Nel graduale ritorno alla normalità in atto ormai da qualche mese, c’è chi non ha il desiderio di rivivere gli incontri in presenza, di tornare a provare quanto sia edificante e incoraggiante vivere in mezzo agli altri, godendo il dono prezioso della comunione. È possibile – mi sono chiesto – che si stia vivendo, più che un distanziamento fisico, un distanziamento nell’amore? Dobbiamo seriamente chiederci se quest’affievolirsi del desiderio di stare insieme sia davvero un frutto della pandemia o abbia origini più lontane e sia un affievolimento pre-pandemico. Infatti è possibile e realistico supporre che esistesse già prima e la pandemia non ha fatto altro che renderlo anche fisicamente evidente. Così dal “quant’è buono e quant’è piacevole che i fratelli vivano insieme” (Sl 133:1) si è passati al “quant’è buono e quant’è piacevole”starsene tranquilli a casa propria, lontani da tutti e autogiustificandosi col fatto che la tecnologia ci consente comunque di vedere e ascoltare.
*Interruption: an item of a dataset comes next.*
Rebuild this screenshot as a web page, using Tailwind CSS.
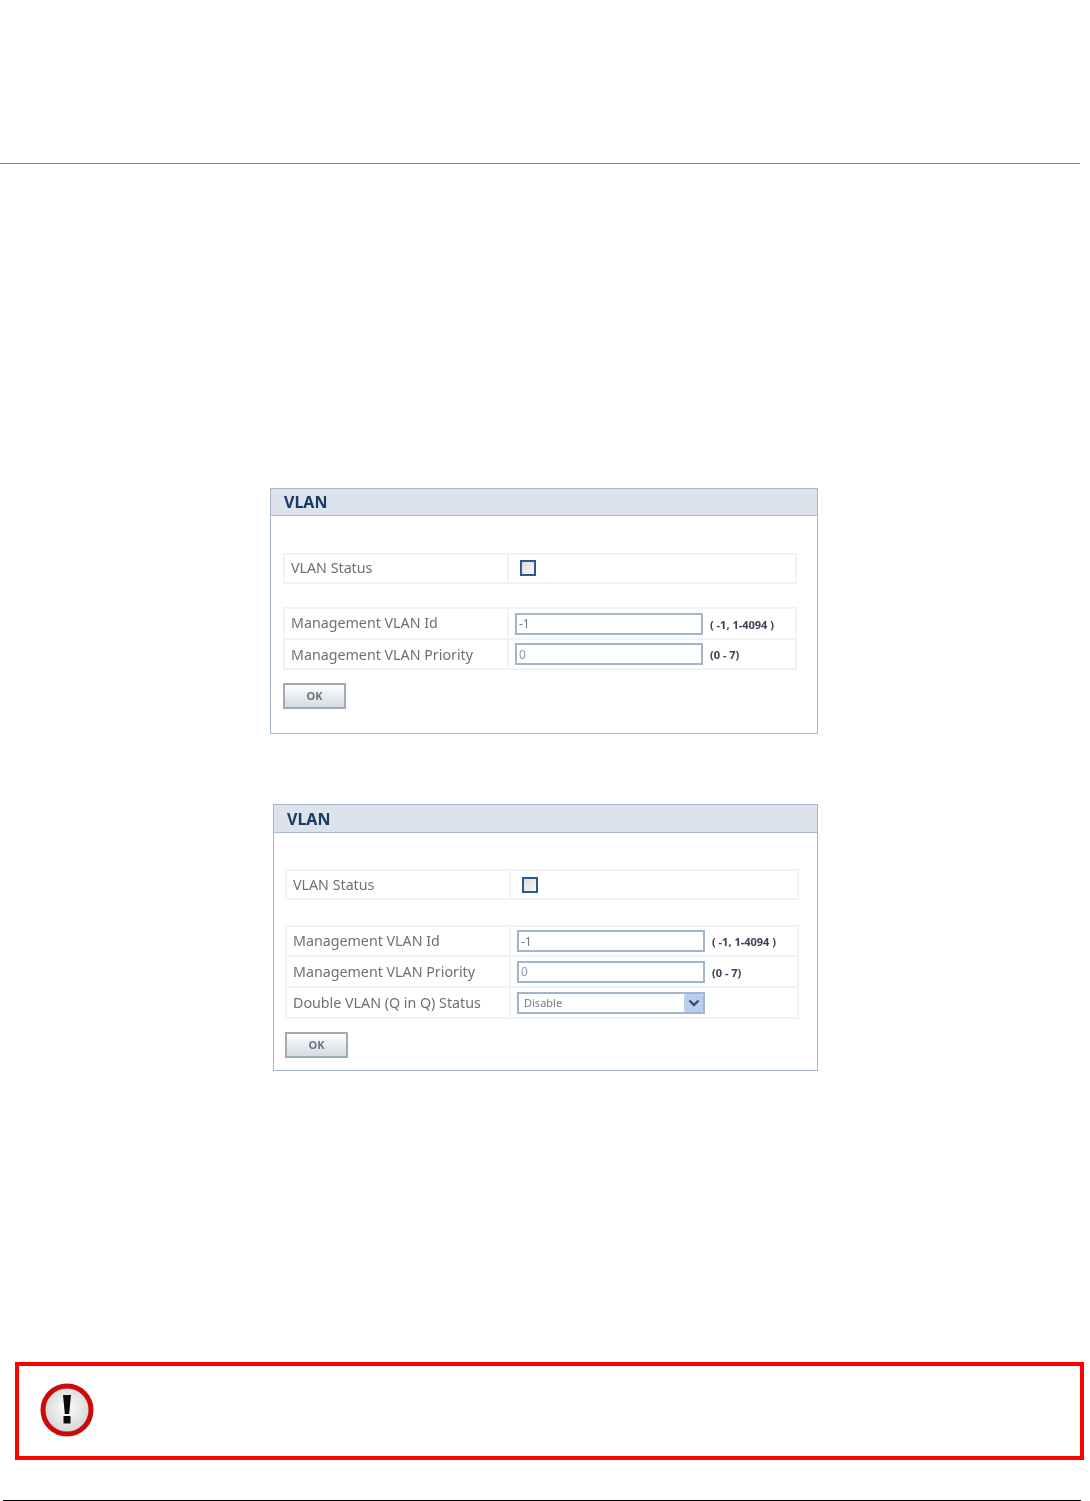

La pandemia ha messo in evidenza la tendenza all’individualismo che è ben presente nella società intorno a noi e che è una diretta conseguenza di quello che Gesù risorto, scrivendo alla chiesa di Efeso, denunciò come l’abbandono del “primo amore” (Ap 2:4). L’aggettivo “primo” non si riferisce soltanto alla cronologia dell’amore, ma anche alla sua intensità. Il “primo amore” rappresenta infatti la relazione nuova che sperimentiamo al momento della nostra conversione, quando ci sentiamo investiti dall’amore di Cristo e quando, sospinti dalla gioia della salvezza, sentiamo il bisogno di trasmettere intorno a noi l’amore che è stato trasmesso a noi: “Noi abbiamo conosciuto l’amore che Dio ha per noi, e vi abbiamo creduto. Dio è amore e chi rimane nell’amore rimane in Dio e Dio rimane in lui… Questo è il comandamento che abbiamo ricevuto da lui: che chi ama Dio ami anche suo fratello” (1Gv 4:16, 21). Il “primo amore” incontra spesso delle difficoltà a conservare la propria intensità e, se non sappiamo (o non vogliamo!) superarle, diventa meno viva la nostra relazione con Cristo e, di riflesso, la nostra relazione con gli altri. L’abbandono dell’amore costituisce la perdita più grave per la vita cristiana soprattutto perché, quando ci distanziamo dagli altri nell’amore, ciò accade come conseguenza del nostro esserci distanziati dal Signore. Dio mi ricorda che, se non ho amore, non valgo nulla: non hanno valore i miei doni, non ha valore la mia conoscenza, non hanno valore neppure il mio servizio e l’eventuale consacrazione della mia vita (1Co 13:1 e segg.). L’amore è la prima manifestazione del frutto dello Spirito, dalla quale dipendono tutte le altre (“Il frutto della Spirito è amore, gioia…”, Ga 5:22).
Quale è la strada che Gesù indica alla chiesa di Efeso per ritornare all’amore e per godere nuovamente della sua spinta dinamica (“dinamica” nella crescita personale, nell’edificazione della chiesa e nella testimonianza)? Non indica un cammino che preveda compromessi o sforzi di buona volontà! Davanti a un peccato così grave come l’abbandono del primo amore, c’è un solo rimedio, c’è una sola cura che inizia con il ripensare al passato, al tempo in cui l’amore era vivo, attivo, operante nella relazione con il Signore e nelle relazioni fraterne. Questo aiuterà a comprendere quali benedizioni sono state perse per la strada, quante ricchezze non sono state godute venendo meno nell’amore per il Signore e per la chiesa. Gesù usa l’espressione “sei caduto”, perché il venir meno nell’amore non è una semplice mancanza nel cammino cristiano, ma è una vera e propria caduta, è un venir meno a quello che il Signore desidera da noi. Gesù prosegue poi con l’invito al ravvedimento: quando la Parola di Dio mette in evidenza una nostra condizione di peccato, non siamo chiamati a nasconderlo, a minimizzarne la gravità, a cercare giustificazioni coinvolgendo spesso altre persone. Siamo piuttosto invitati a riconoscerlo, a confessarlo e a lasciarlo! In ultimo Gesù incoraggia a compiere “le opere di prima”, che non significa ritornare al passato, ma piuttosto ritornare all’amore perché ad aver valore è soltanto “la fede operante nell’amore” (Ga 5:6).
Siamo pronti a riconoscere che è la mancanza d’amore la causa vera di ogni distanziamento fisico?